This two-week residency in Kilpisjärvi functioned in my research as an important period in which I experimented with the relation between my body and the arctic circumstances, i.e., in a non-urban environment.

 

Here are two experiments and one video I produced within the residency period: Snowsmosis, The Statistics of Throwing a Snowball, and A Shadowcatcher.

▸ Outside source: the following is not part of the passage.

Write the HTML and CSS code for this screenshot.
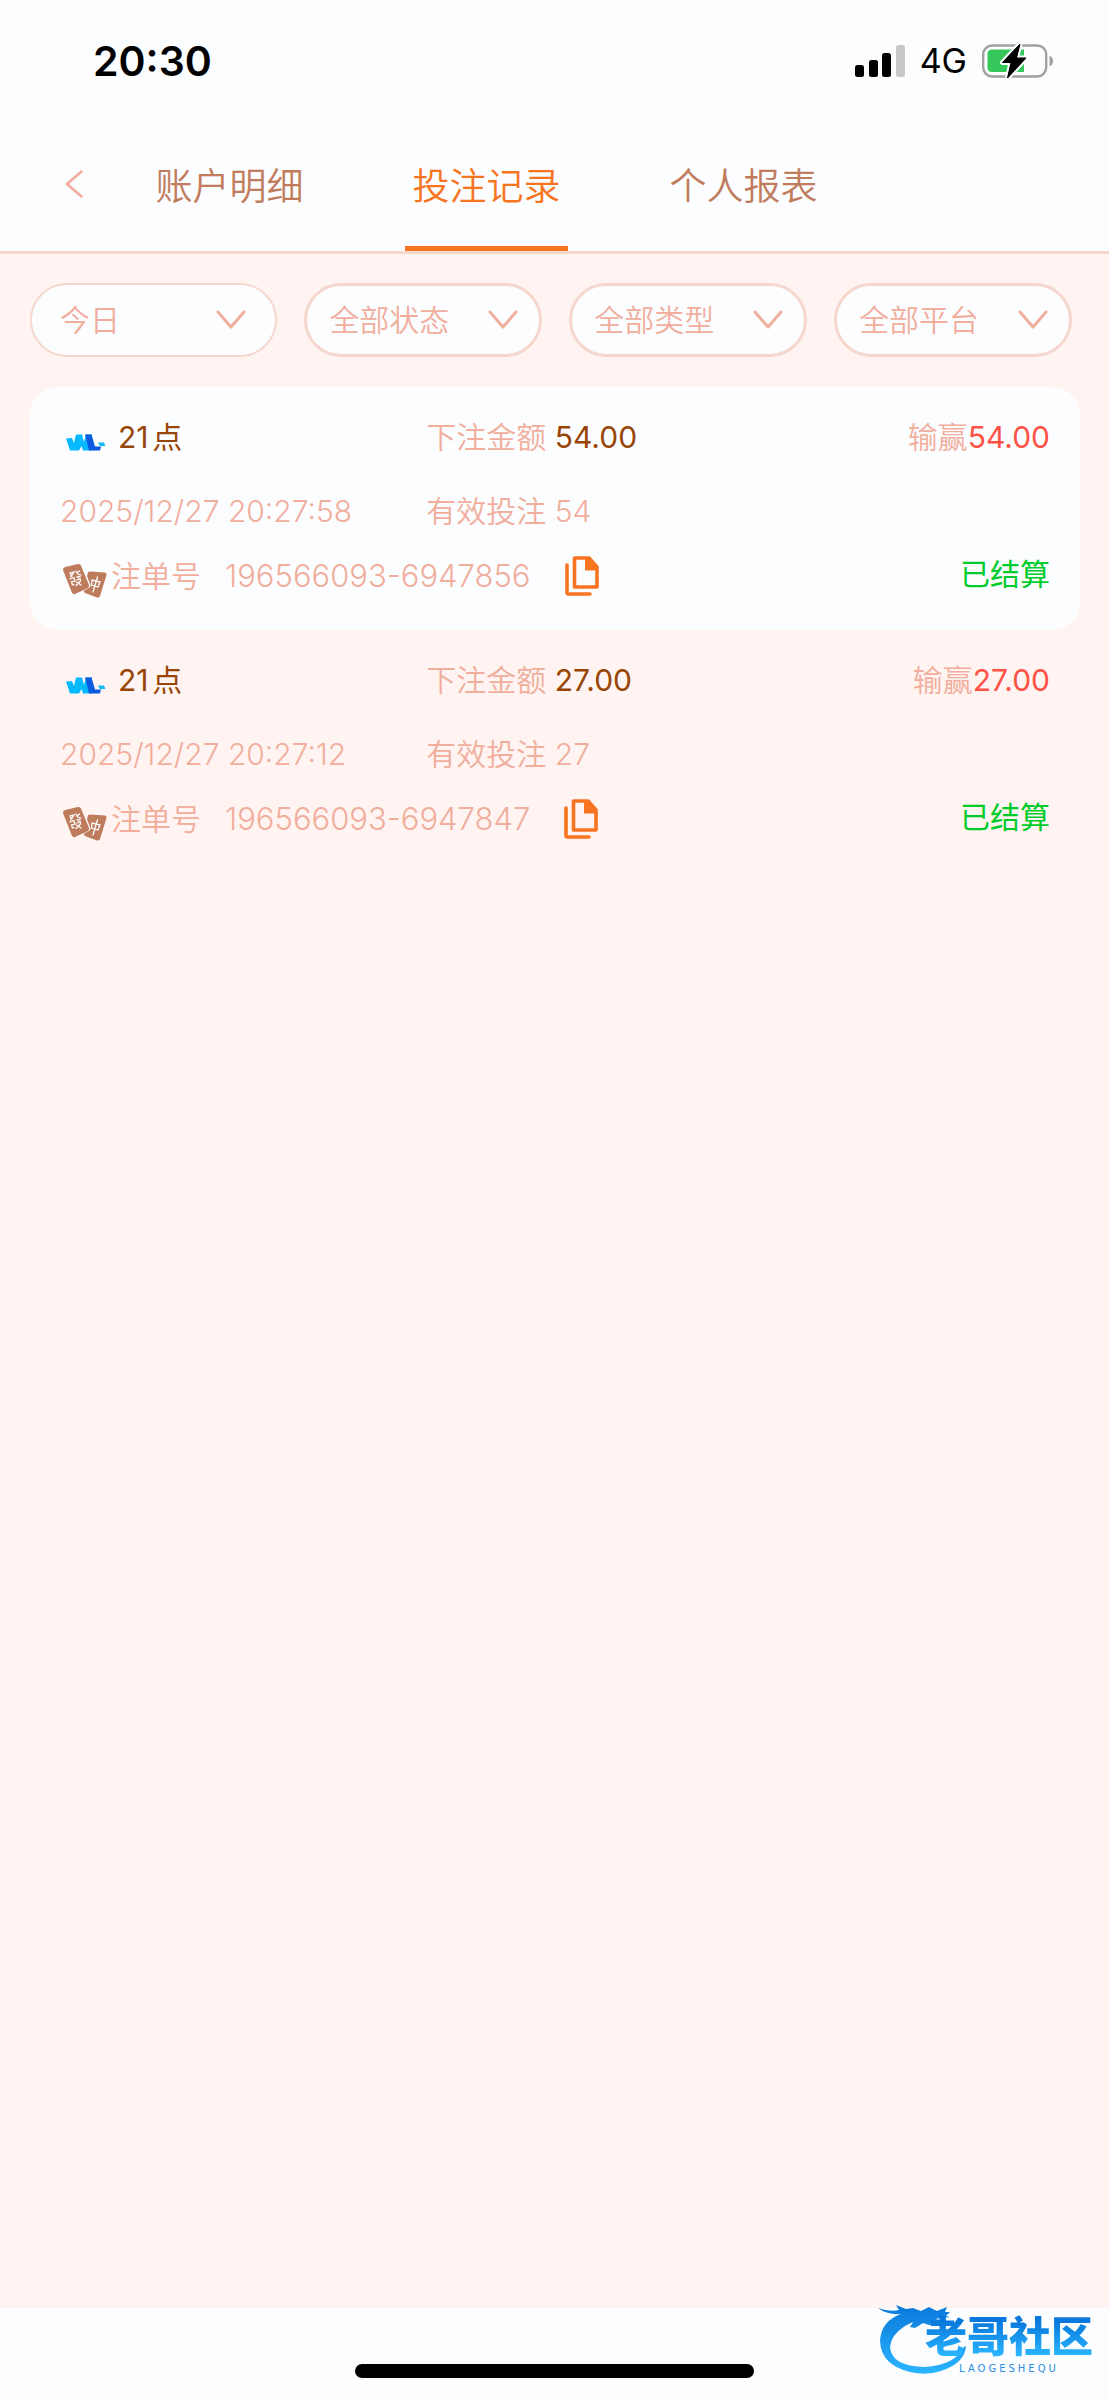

(images: Vincent Roumagnac)


 

Test 1 Snowsmosis

 

The quality of the snow determines the ways of moving about in the arctic environment. The material circumstance is dominated by the snow. I want to get closer to it, and I choose to approach the snow by jumping. The snow is hard and does not give in: it is like leaping against solid, compact, and firm material. The snow bumps into me. These white banks resist my human body.

 


 

Test 3 A shadowcatcher

 

On one frosty morning in April, the icebound lake Kilpisjärvi is in incessant interplay with shady and luminous movements. I become magnetized by these movements and by the space that this play reveals. The transforming luster turns the field of ice onto a big moving threshold on the verges of shadow and the light.

 

I take 5 poles and walk out onto the ice. I wait for the verge to arrive. I hold my poles and can feel the wind on my cheeks and the cold air sneaking down my throat. When the threshold arrives, I start to chase and mark the line, which splits the light and the shadow. It’s not possible to master the circulating movements; the choreography is formed by the movements of the clouds, the wind, the sun, Earth, and me running around the ice, striking the poles into the icy field. A continuous alteration of composing the poles exhausts the body on this field.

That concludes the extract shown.